Hughes was a remarkably flexible writer and in addition to managing a fine approximation of 19th-century popular fiction's mannerisms and mores, from parenthetical asides ("Poor stupid Kevin!") and arch digressions to hairpin reversals of fortune, he could (and did) construct satisfying plots around genuine characters. The equal of Jane Austen or Henry James? Well no... but then again, who is? The Wisteria Club is a ripping yarn, young Kevin an engaging protagonist and Hughes' portrait of Victorian London, high and low, considerably better than it had to be. And even Oscar Wilde might have managed a tear for for poor, open-hearted Albie, sacrificed on the altar of Victorian hypocrisy, followed by a giggle at multiple-murderer Kevin's happy ending, sheltered in the stately home of broadminded Gregory, Bishop of Chichester, disporting himself with both sex-starved young curates and the loyal Edmundo, and occasionally swishing around town in a slimming black cassock. Sweet!
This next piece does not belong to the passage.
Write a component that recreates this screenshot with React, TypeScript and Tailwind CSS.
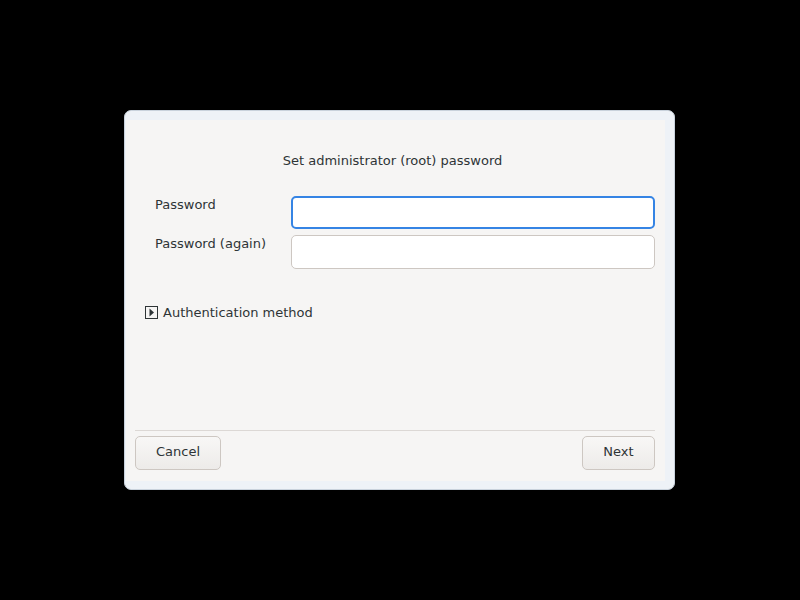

All sarcasm aside, Hughes managed to tap into the erotic frissons of status-quo upholding depravity (anything involving Edenburry and Windom, decadent despoilers of fresh-fleshed youth), guiltless hedonism (almost anything involving Kevin, whose Native-American roots apparently free him from the conventional drags of propriety and bourgeois convention) and avant garde eroticis, exemplified by the sex-positive mores of Gregory's crumbling pile of a country mansion, which might as well have "Do What Thou Wilt Shall be the Whole of the Law" chiseled over one or the other of its doorways. Kevin is the bridge that links them: As a friendless orphan, he survives by submitting to what Windom and Edenburry want; as a newly free man, he loves Albie with his heart and flesh and never for a moment feels guilty; and as an older and wiser man he uses what he has (including sweet little Edmundo) to get the revenge he wants. To sum up: Period raunch wrapped in a real story... not a bad little deal.